• What is required: Where a line contains the word "React", copy that line in full.

• Collected material:

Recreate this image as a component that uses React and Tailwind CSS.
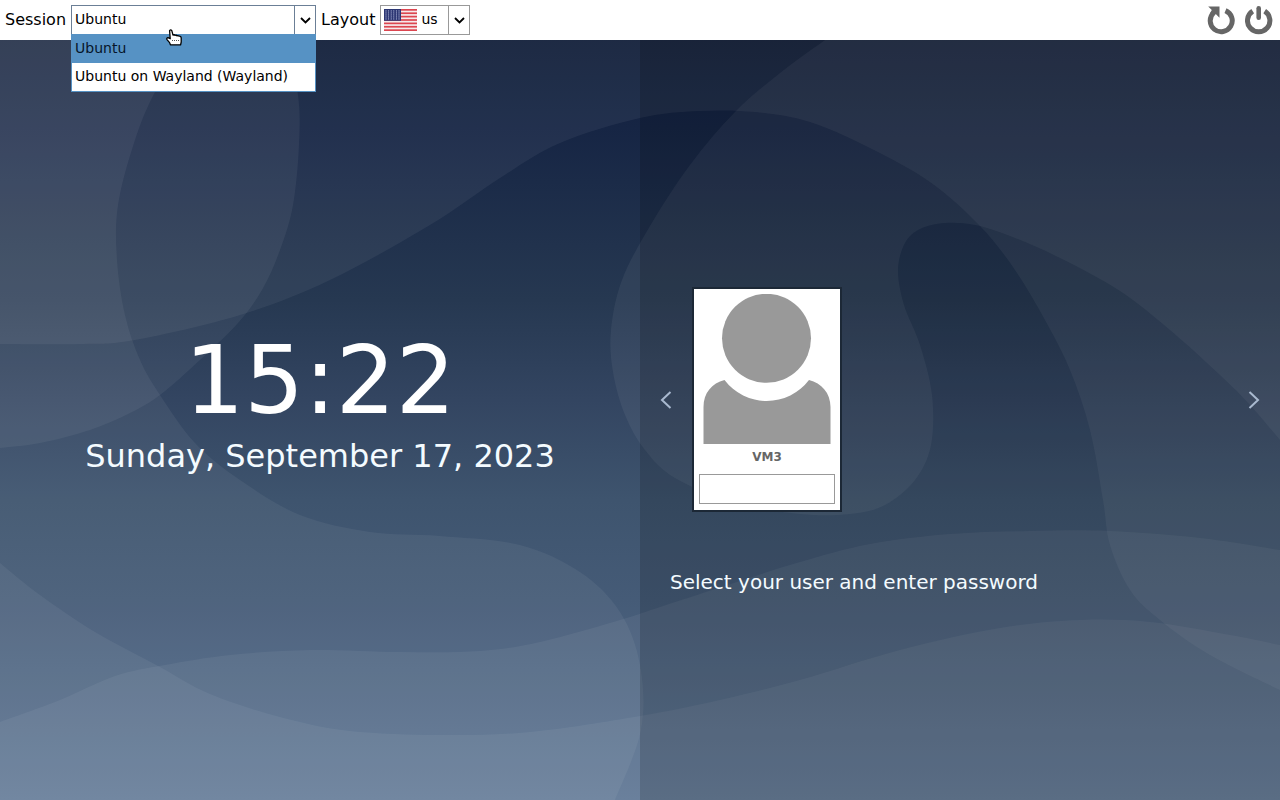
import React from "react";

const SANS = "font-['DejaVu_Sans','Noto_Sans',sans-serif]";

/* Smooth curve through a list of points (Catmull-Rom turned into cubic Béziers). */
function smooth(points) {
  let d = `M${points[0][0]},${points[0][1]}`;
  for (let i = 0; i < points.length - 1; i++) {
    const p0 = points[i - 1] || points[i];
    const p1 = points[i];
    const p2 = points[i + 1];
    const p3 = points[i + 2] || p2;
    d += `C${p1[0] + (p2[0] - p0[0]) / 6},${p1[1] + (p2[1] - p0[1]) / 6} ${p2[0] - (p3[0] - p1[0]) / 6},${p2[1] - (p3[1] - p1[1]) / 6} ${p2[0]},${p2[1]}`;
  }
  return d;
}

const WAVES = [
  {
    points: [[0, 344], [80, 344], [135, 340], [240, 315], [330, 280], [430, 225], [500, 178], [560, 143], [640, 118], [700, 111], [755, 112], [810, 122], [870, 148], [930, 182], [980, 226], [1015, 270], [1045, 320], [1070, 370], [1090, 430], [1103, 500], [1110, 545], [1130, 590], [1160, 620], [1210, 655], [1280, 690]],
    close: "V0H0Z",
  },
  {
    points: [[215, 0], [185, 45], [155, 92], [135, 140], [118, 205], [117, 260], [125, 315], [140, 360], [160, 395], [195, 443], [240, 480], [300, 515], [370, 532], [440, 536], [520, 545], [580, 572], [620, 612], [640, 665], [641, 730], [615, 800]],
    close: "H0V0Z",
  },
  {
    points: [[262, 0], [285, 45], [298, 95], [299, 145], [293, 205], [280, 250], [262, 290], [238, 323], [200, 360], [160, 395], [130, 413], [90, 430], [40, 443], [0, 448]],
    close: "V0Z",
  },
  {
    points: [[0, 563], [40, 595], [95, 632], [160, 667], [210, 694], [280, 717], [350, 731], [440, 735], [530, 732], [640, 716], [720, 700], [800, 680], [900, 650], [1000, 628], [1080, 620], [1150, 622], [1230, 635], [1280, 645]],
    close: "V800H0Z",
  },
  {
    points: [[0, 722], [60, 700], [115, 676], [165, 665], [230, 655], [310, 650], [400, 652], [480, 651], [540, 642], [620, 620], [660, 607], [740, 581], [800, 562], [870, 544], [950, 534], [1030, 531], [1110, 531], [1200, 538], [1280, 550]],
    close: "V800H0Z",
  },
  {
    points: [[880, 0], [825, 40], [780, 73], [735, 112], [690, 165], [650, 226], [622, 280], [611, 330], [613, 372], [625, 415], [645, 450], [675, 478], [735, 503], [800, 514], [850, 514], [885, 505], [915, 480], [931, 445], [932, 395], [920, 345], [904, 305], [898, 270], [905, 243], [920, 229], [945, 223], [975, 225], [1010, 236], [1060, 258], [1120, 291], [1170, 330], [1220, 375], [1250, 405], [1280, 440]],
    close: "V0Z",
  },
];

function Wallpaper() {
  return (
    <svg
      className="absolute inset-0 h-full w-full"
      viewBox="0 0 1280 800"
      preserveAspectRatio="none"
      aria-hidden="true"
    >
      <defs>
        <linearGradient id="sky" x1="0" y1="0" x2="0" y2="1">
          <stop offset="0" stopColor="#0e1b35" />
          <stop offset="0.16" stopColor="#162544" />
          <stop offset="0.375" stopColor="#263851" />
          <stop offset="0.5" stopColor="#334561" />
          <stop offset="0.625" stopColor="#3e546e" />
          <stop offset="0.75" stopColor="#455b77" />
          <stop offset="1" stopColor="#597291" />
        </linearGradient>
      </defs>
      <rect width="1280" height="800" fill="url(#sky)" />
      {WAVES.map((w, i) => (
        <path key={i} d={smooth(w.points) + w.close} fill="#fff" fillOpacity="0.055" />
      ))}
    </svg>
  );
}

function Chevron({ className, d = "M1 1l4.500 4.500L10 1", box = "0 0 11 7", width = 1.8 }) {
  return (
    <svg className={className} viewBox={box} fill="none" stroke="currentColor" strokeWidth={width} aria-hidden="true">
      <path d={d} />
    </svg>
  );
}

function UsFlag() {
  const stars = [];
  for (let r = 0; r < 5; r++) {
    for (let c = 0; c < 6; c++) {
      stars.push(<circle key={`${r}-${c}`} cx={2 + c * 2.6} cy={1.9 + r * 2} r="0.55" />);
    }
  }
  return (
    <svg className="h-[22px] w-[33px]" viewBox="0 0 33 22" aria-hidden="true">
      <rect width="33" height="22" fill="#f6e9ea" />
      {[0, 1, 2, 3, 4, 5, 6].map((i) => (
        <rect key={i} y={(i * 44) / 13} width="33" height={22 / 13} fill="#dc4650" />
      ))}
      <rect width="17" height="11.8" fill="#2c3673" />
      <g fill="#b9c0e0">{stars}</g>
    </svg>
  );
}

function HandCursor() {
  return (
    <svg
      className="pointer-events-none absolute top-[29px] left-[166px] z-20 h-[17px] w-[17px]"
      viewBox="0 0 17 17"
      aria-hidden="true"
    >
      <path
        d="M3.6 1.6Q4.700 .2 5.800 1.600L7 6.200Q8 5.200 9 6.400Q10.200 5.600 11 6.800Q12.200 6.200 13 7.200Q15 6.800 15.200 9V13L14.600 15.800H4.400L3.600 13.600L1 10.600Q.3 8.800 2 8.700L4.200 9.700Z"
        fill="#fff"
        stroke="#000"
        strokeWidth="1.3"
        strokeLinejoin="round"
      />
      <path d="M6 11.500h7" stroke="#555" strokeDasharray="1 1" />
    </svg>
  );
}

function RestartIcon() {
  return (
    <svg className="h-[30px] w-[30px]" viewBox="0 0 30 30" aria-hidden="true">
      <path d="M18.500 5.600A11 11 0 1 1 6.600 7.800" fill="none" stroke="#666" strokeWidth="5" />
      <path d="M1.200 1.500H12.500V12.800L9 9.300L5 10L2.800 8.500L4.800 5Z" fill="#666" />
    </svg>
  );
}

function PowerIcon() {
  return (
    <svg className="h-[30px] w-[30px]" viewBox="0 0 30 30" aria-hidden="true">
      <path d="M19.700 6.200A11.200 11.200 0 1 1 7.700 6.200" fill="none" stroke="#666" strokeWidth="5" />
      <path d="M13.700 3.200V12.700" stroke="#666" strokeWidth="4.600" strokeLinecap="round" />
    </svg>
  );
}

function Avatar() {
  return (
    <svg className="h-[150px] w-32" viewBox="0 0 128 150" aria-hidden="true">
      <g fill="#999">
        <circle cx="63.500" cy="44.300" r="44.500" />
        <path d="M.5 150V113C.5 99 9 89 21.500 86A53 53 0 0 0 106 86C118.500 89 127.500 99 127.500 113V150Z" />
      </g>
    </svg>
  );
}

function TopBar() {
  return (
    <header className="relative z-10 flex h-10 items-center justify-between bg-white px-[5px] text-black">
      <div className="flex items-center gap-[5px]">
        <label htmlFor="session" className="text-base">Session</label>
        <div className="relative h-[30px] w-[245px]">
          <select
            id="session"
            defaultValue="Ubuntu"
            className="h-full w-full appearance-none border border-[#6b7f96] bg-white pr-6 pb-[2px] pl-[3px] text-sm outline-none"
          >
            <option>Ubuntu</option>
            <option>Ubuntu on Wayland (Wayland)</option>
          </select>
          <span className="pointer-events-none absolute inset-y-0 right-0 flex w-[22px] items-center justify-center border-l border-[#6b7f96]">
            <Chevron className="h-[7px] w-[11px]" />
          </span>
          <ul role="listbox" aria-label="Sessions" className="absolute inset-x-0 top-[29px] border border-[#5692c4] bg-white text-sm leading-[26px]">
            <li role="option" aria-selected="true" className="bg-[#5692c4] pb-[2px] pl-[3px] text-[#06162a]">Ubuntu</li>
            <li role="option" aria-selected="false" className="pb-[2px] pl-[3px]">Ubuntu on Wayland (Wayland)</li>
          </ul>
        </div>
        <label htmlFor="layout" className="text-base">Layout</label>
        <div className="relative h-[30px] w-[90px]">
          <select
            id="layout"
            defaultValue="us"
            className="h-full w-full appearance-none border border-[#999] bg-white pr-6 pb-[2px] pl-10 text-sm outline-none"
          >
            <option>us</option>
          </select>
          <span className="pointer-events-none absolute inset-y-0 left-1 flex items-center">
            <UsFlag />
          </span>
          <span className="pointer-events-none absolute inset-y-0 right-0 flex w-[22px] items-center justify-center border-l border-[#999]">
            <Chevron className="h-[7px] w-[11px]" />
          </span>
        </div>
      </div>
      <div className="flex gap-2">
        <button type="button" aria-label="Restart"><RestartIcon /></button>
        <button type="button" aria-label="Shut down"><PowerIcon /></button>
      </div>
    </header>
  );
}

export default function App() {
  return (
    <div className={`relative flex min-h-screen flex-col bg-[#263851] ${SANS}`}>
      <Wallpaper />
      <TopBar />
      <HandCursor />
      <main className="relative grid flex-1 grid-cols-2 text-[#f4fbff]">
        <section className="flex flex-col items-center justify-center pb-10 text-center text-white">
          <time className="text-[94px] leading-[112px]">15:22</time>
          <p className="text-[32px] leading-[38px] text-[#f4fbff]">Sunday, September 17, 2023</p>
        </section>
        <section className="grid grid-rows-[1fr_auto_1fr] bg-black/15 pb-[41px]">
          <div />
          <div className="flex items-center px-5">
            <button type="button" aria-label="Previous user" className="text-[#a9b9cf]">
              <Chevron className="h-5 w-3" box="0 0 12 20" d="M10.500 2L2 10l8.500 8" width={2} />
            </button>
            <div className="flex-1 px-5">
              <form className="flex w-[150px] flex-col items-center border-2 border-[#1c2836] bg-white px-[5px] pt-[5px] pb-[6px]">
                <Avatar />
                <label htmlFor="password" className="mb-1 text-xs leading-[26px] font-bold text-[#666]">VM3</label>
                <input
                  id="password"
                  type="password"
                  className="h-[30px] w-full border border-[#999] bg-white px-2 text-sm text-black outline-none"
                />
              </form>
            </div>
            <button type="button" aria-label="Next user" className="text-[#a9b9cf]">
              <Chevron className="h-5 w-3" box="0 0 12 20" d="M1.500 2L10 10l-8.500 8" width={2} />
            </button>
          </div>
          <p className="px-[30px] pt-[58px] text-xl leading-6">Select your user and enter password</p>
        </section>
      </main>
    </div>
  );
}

• Solution to the exercise:
Recreate this image as a component that uses React and Tailwind CSS.
import React from "react";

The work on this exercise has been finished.